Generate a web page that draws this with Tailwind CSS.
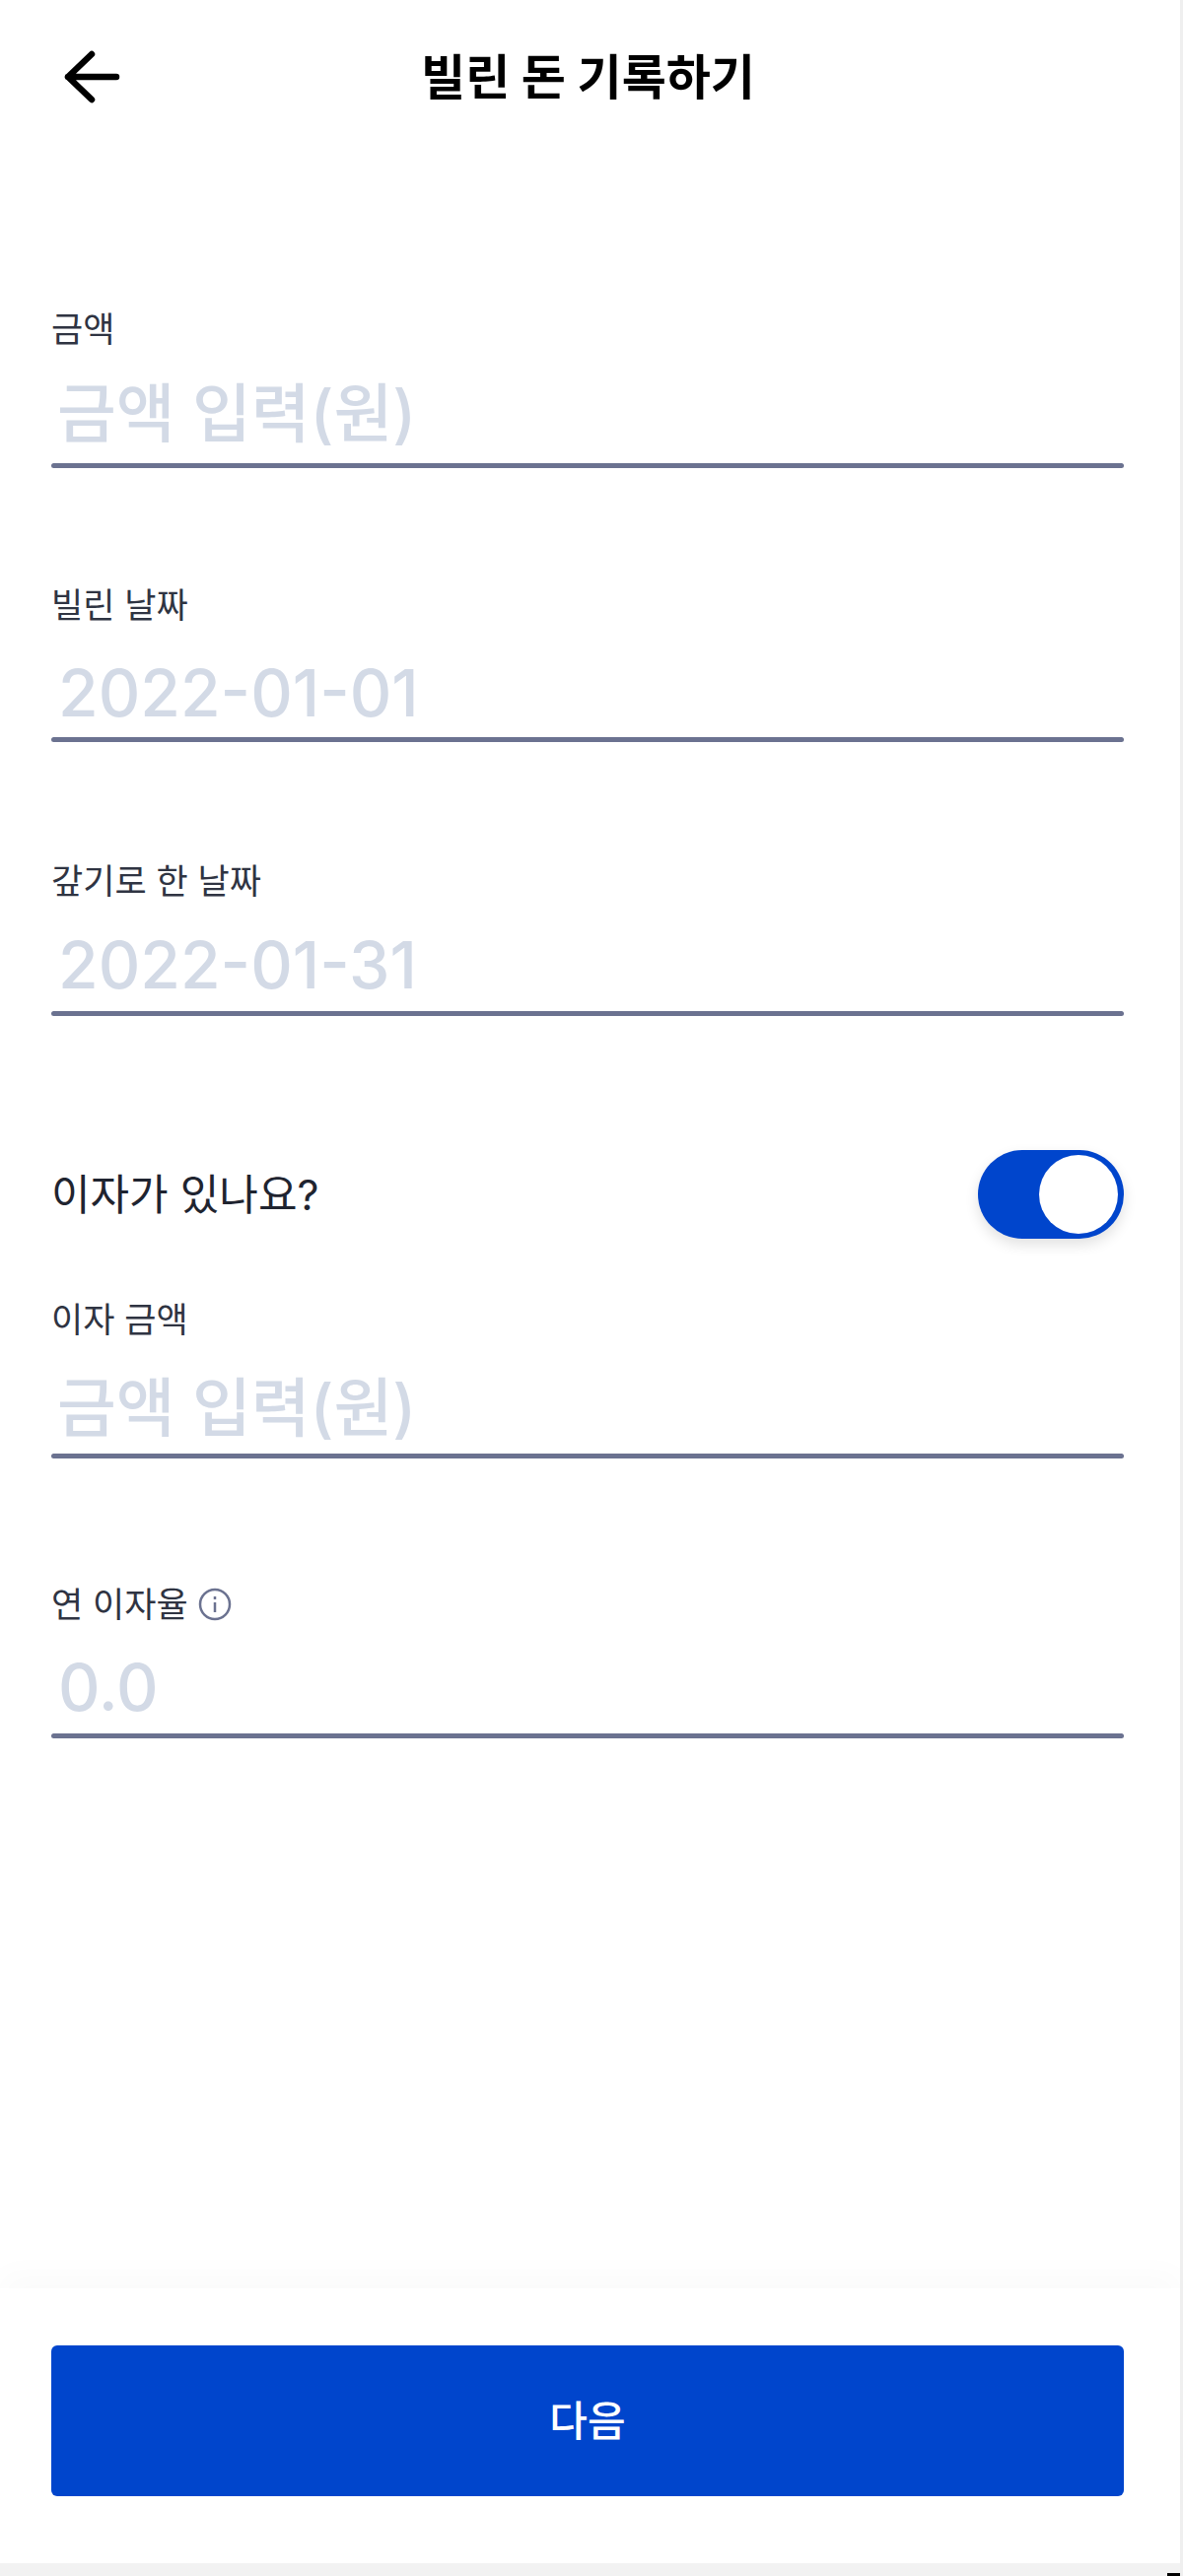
<!DOCTYPE html>
<html lang="ko">
<head>
    <meta charset="UTF-8">
    <meta name="viewport" content="width=device-width, initial-scale=1.0">
    <title>빌린 돈 기록하기</title>
    <script src="https://cdn.jsdelivr.net/npm/@tailwindcss/browser@4"></script>
</head>
<body class="bg-white font-['Inter','Noto_Sans_CJK_KR',sans-serif]">
    <div class="relative flex flex-col h-[2614px] w-[1200px] overflow-hidden border-r-[3px] border-[#efefef]">
        <!-- header -->
        <header class="relative flex items-center justify-center h-[156px] pt-[2px] pr-[4px] shrink-0">
            <button class="absolute left-[64px] top-[48px] w-[60px] h-[60px]">
                <svg viewBox="0 0 60 60" class="w-full h-full" fill="none" stroke="#000" stroke-width="6.5" stroke-linecap="round" stroke-linejoin="round">
                    <path d="M54 30H5M29 7L5 30l24 23"/>
                </svg>
            </button>
            <h1 class="text-[49px] font-bold text-black">빌린 돈 기록하기</h1>
        </header>

        <main class="flex flex-col flex-1 pl-[52px] pr-[57px] pt-[156px]">
            <div class="flex flex-col">
                <label class="text-[35px] leading-[44px] text-[#2f3442]">금액</label>
                <div class="h-[100px] flex items-center pl-[6px] text-[65px] font-medium text-[#d3dae6] mt-[14px]">금액 입력(원)</div>
                <div class="h-[5px] bg-[#6b7290] rounded-sm"></div>
            </div>
            <div class="flex flex-col mt-[117px]">
                <label class="text-[35px] leading-[44px] text-[#2f3442]">빌린 날짜</label>
                <div class="h-[90px] flex items-center pl-[7px] text-[66px] font-medium text-[#d3dae6] mt-[22px]">2022-01-01</div>
                <div class="h-[5px] bg-[#6b7290] rounded-sm"></div>
            </div>
            <div class="flex flex-col mt-[119px]">
                <label class="text-[35px] leading-[44px] text-[#2f3442]">갚기로 한 날짜</label>
                <div class="h-[94px] flex items-center pl-[7px] text-[66px] font-medium text-[#d3dae6] mt-[16px]">2022-01-31</div>
                <div class="h-[5px] bg-[#6b7290] rounded-sm"></div>
            </div>

            <div class="flex items-center justify-between h-[90px] mt-[136px]">
                <span class="text-[43px] text-[#1f2430]">이자가 있나요?</span>
                <div class="relative w-[148px] h-[90px] rounded-full bg-[#0045cc] shadow-[0_6px_14px_rgba(0,0,0,0.12)]">
                    <div class="absolute right-[6px] top-[5px] w-[80px] h-[80px] rounded-full bg-white"></div>
                </div>
            </div>

            <div class="flex flex-col mt-[60px]">
                <label class="text-[35px] leading-[44px] text-[#2f3442]">이자 금액</label>
                <div class="h-[92px] flex items-center pl-[6px] text-[65px] font-medium text-[#d3dae6] mt-[22px]">금액 입력(원)</div>
                <div class="h-[5px] bg-[#6b7290] rounded-sm"></div>
            </div>
            <div class="flex flex-col mt-[126px]">
                <label class="flex items-center gap-[10px] text-[35px] leading-[44px] text-[#2f3442]">
                    연 이자율
                    <svg viewBox="0 0 34 34" class="w-[34px] h-[34px]" fill="none" stroke="#6b7290" stroke-width="2.5">
                        <circle cx="17" cy="17" r="15"/>
                        <path d="M17 15v10M17 9v3"/>
                    </svg>
                </label>
                <div class="h-[94px] flex items-center pl-[7px] text-[66px] font-medium text-[#d3dae6] mt-[15px]">0.0</div>
                <div class="h-[5px] bg-[#6b7290] rounded-sm"></div>
            </div>
        </main>

        <!-- footer -->
        <footer class="shrink-0 h-[279px] pl-[52px] pr-[57px] pt-[58px] bg-white shadow-[0_-16px_30px_rgba(0,0,0,0.02)]">
            <button class="w-full h-[153px] rounded-[6px] bg-[#0045cc] text-white text-[42px] font-medium">다음</button>
        </footer>

        <div class="h-[13px] shrink-0 bg-[#f2f2f2]"></div>
        <div class="absolute right-0 bottom-0 w-[13px] h-[3px] bg-black"></div>
    </div>
</body>
</html>
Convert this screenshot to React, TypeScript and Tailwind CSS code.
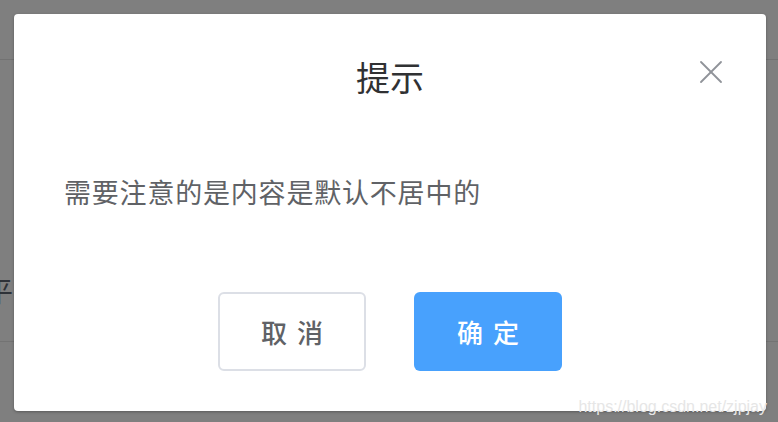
import { X } from 'lucide-react';

// Confirm dialog over a dimmed page: title, close icon, plain body text and two centred buttons.

const cjk = { fontFamily: '"Noto Sans CJK SC", "Noto Sans", sans-serif' };

export default function App() {
	return (
		<div className="relative h-[422px] w-[778px] overflow-hidden bg-[#7f7f7f]" style={cjk}>
			{/* dimmed page underneath */}
			<div className="flex h-full flex-col">
				<div className="h-[60px] border-b border-[#727272]" />
				<div className="flex h-[282px] items-start border-b border-[#737373] pt-[216px]">
					<span className="-ml-[15px] text-[28px] leading-none text-[#2e3238]">平</span>
				</div>
			</div>

			{/* dialog */}
			<div className="absolute left-[14px] top-[14px] flex h-[397px] w-[752px] flex-col rounded-[4px] bg-white shadow-[0_1px_3px_rgba(0,0,0,0.3)]">
				<div className="relative flex h-[125px] items-center justify-center">
					<h2 className="text-[34px] leading-none text-[#303133]">提示</h2>
					<button className="absolute right-[35px] top-[38px] text-[#909399]">
						<X className="h-[40px] w-[40px]" strokeWidth={1.1} />
					</button>
				</div>
				<div className="px-[50px] pt-[33px]">
					<p className="text-[27px] leading-[40px] tracking-[0.8px] text-[#606266]">需要注意的是内容是默认不居中的</p>
				</div>
				<div className="mt-auto flex justify-center gap-[48px] pb-[40px]">
					<button className="flex h-[79px] w-[148px] items-center justify-center rounded-[6px] border-2 border-[#dcdfe6] bg-white pl-[10px] text-[26px] font-medium tracking-[10px] text-[#606266]">
						取消
					</button>
					<button className="flex h-[79px] w-[148px] items-center justify-center rounded-[6px] bg-[#48a1fd] pl-[10px] text-[26px] font-medium tracking-[10px] text-white">
						确定
					</button>
				</div>
			</div>

			<span
				className="absolute right-[11px] top-[395px] text-[16px] text-[#e6e6e6]"
				style={{ fontFamily: '"Liberation Sans", Arial, sans-serif' }}
			>
				https://blog.csdn.net/zjpjay
			</span>
		</div>
	);
}
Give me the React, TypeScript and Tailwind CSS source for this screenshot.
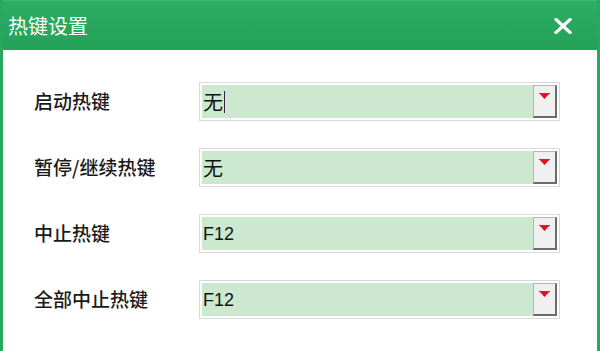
---
- **DO THIS**: Reproduce each entry verbatim, excluding any embedded images.

- **RESULT OF THIS EXERCISE**:
Generate a web page that draws this with Tailwind CSS.
<!DOCTYPE html>
<html lang="ko">
<head>
    <meta charset="UTF-8">
    <meta name="viewport" content="width=device-width, initial-scale=1.0">
    <title>빌린 돈 기록하기</title>
    <script src="https://cdn.jsdelivr.net/npm/@tailwindcss/browser@4"></script>
</head>
<body class="bg-white font-['Inter','Noto_Sans_CJK_KR',sans-serif]">
    <div class="relative flex flex-col h-[2614px] w-[1200px] overflow-hidden border-r-[3px] border-[#efefef]">
        <!-- header -->
        <header class="relative flex items-center justify-center h-[156px] pt-[2px] pr-[4px] shrink-0">
            <button class="absolute left-[64px] top-[48px] w-[60px] h-[60px]">
                <svg viewBox="0 0 60 60" class="w-full h-full" fill="none" stroke="#000" stroke-width="6.5" stroke-linecap="round" stroke-linejoin="round">
                    <path d="M54 30H5M29 7L5 30l24 23"/>
                </svg>
            </button>
            <h1 class="text-[49px] font-bold text-black">빌린 돈 기록하기</h1>
        </header>

        <main class="flex flex-col flex-1 pl-[52px] pr-[57px] pt-[156px]">
            <div class="flex flex-col">
                <label class="text-[35px] leading-[44px] text-[#2f3442]">금액</label>
                <div class="h-[100px] flex items-center pl-[6px] text-[65px] font-medium text-[#d3dae6] mt-[14px]">금액 입력(원)</div>
                <div class="h-[5px] bg-[#6b7290] rounded-sm"></div>
            </div>
            <div class="flex flex-col mt-[117px]">
                <label class="text-[35px] leading-[44px] text-[#2f3442]">빌린 날짜</label>
                <div class="h-[90px] flex items-center pl-[7px] text-[66px] font-medium text-[#d3dae6] mt-[22px]">2022-01-01</div>
                <div class="h-[5px] bg-[#6b7290] rounded-sm"></div>
            </div>
            <div class="flex flex-col mt-[119px]">
                <label class="text-[35px] leading-[44px] text-[#2f3442]">갚기로 한 날짜</label>
                <div class="h-[94px] flex items-center pl-[7px] text-[66px] font-medium text-[#d3dae6] mt-[16px]">2022-01-31</div>
                <div class="h-[5px] bg-[#6b7290] rounded-sm"></div>
            </div>

            <div class="flex items-center justify-between h-[90px] mt-[136px]">
                <span class="text-[43px] text-[#1f2430]">이자가 있나요?</span>
                <div class="relative w-[148px] h-[90px] rounded-full bg-[#0045cc] shadow-[0_6px_14px_rgba(0,0,0,0.12)]">
                    <div class="absolute right-[6px] top-[5px] w-[80px] h-[80px] rounded-full bg-white"></div>
                </div>
            </div>

            <div class="flex flex-col mt-[60px]">
                <label class="text-[35px] leading-[44px] text-[#2f3442]">이자 금액</label>
                <div class="h-[92px] flex items-center pl-[6px] text-[65px] font-medium text-[#d3dae6] mt-[22px]">금액 입력(원)</div>
                <div class="h-[5px] bg-[#6b7290] rounded-sm"></div>
            </div>
            <div class="flex flex-col mt-[126px]">
                <label class="flex items-center gap-[10px] text-[35px] leading-[44px] text-[#2f3442]">
                    연 이자율
                    <svg viewBox="0 0 34 34" class="w-[34px] h-[34px]" fill="none" stroke="#6b7290" stroke-width="2.5">
                        <circle cx="17" cy="17" r="15"/>
                        <path d="M17 15v10M17 9v3"/>
                    </svg>
                </label>
                <div class="h-[94px] flex items-center pl-[7px] text-[66px] font-medium text-[#d3dae6] mt-[15px]">0.0</div>
                <div class="h-[5px] bg-[#6b7290] rounded-sm"></div>
            </div>
        </main>

        <!-- footer -->
        <footer class="shrink-0 h-[279px] pl-[52px] pr-[57px] pt-[58px] bg-white shadow-[0_-16px_30px_rgba(0,0,0,0.02)]">
            <button class="w-full h-[153px] rounded-[6px] bg-[#0045cc] text-white text-[42px] font-medium">다음</button>
        </footer>

        <div class="h-[13px] shrink-0 bg-[#f2f2f2]"></div>
        <div class="absolute right-0 bottom-0 w-[13px] h-[3px] bg-black"></div>
    </div>
</body>
</html>
Convert this screenshot to React, TypeScript and Tailwind CSS code.
import { X } from 'lucide-react';

// Confirm dialog over a dimmed page: title, close icon, plain body text and two centred buttons.

const cjk = { fontFamily: '"Noto Sans CJK SC", "Noto Sans", sans-serif' };

export default function App() {
	return (
		<div className="relative h-[422px] w-[778px] overflow-hidden bg-[#7f7f7f]" style={cjk}>
			{/* dimmed page underneath */}
			<div className="flex h-full flex-col">
				<div className="h-[60px] border-b border-[#727272]" />
				<div className="flex h-[282px] items-start border-b border-[#737373] pt-[216px]">
					<span className="-ml-[15px] text-[28px] leading-none text-[#2e3238]">平</span>
				</div>
			</div>

			{/* dialog */}
			<div className="absolute left-[14px] top-[14px] flex h-[397px] w-[752px] flex-col rounded-[4px] bg-white shadow-[0_1px_3px_rgba(0,0,0,0.3)]">
				<div className="relative flex h-[125px] items-center justify-center">
					<h2 className="text-[34px] leading-none text-[#303133]">提示</h2>
					<button className="absolute right-[35px] top-[38px] text-[#909399]">
						<X className="h-[40px] w-[40px]" strokeWidth={1.1} />
					</button>
				</div>
				<div className="px-[50px] pt-[33px]">
					<p className="text-[27px] leading-[40px] tracking-[0.8px] text-[#606266]">需要注意的是内容是默认不居中的</p>
				</div>
				<div className="mt-auto flex justify-center gap-[48px] pb-[40px]">
					<button className="flex h-[79px] w-[148px] items-center justify-center rounded-[6px] border-2 border-[#dcdfe6] bg-white pl-[10px] text-[26px] font-medium tracking-[10px] text-[#606266]">
						取消
					</button>
					<button className="flex h-[79px] w-[148px] items-center justify-center rounded-[6px] bg-[#48a1fd] pl-[10px] text-[26px] font-medium tracking-[10px] text-white">
						确定
					</button>
				</div>
			</div>

			<span
				className="absolute right-[11px] top-[395px] text-[16px] text-[#e6e6e6]"
				style={{ fontFamily: '"Liberation Sans", Arial, sans-serif' }}
			>
				https://blog.csdn.net/zjpjay
			</span>
		</div>
	);
}
Give me the React, TypeScript and Tailwind CSS source for this screenshot.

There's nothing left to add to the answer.